Although a human reader does not have a hard time to guess that we're looking at the same journal in all three cases, a database is too stupid to understand this. If you add the periodical abbreviations as they are, you'll end up having three different journal entries. As a consequence, a query like getref :JO:='J.Biol.Chem.' will miss two out of three papers published in that journal. This is not a good thing.

Periodical names

RefDB normalizes abbreviated periodical names like this: First, the name is tokenized. Separators are periods and spaces. If a token has a trailing period, it is assumed to be an abbreviated word and used as such. If a token has no trailing period, the token is compared to an internal list of unabbreviated words (see the listword and addword commands for further information about this list). If a match is found, no period is added. If no match is found, the token is assumed to be an abbreviation of something else and a period is added. Spaces after periods will be removed as one separator is sufficient. If we consider the three versions of the journal name above, all versions would be normalized to the first one.

Person names

The names of authors and editors are normalized like this: Everything to the left of the first comma is assumed to be the last name and remains untouched.

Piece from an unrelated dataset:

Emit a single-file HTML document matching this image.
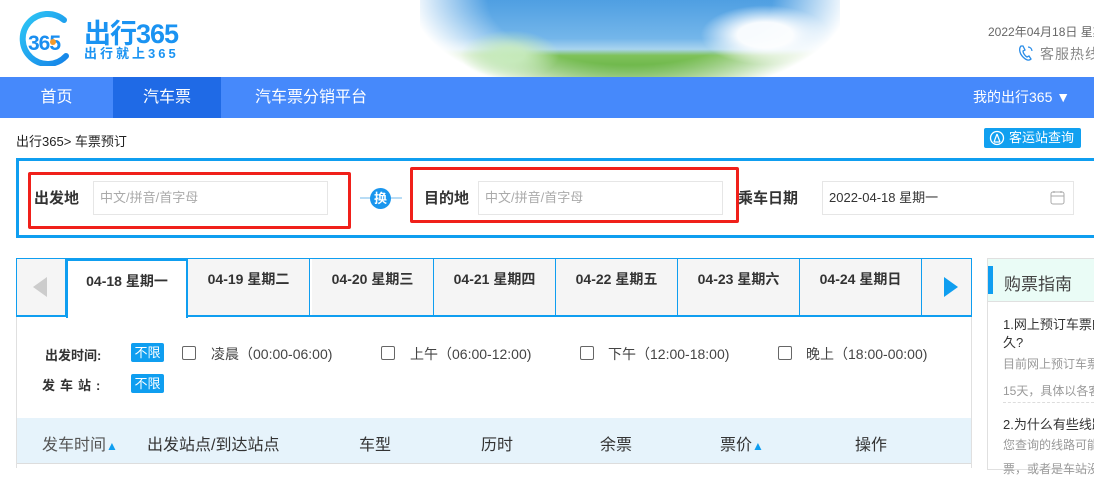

The next item (separated by either a space, a period, or both) is assumed to be the firstname. If it consists of one capital letter, a period is added and any trailing spaces are removed. If the firstname is spelled out, it is used as such. All following name parts to the left of the second comma, if any, are assumed to be middle names. Each part receives the same treatment as a firstname. Finally, everything to the right of the second comma, if any, is assumed to be a honorific or lineage part and used as such. All spaces following either a period or a comma are removed. A few examples should make this procedure clear:

  • "Miller, John S" -> "Miller,John S."

  • "Chun, H-K" -> "Chun,H.-K."

  • "Delorie, DJ" -> "Delorie,DJ"

  • "Doe, J S" -> "Doe,J.S."

  • "Random,Jane,Jr." -> "Random,Jane,Jr."

The last example shows that your data will not be modified as long as they stick to the input format.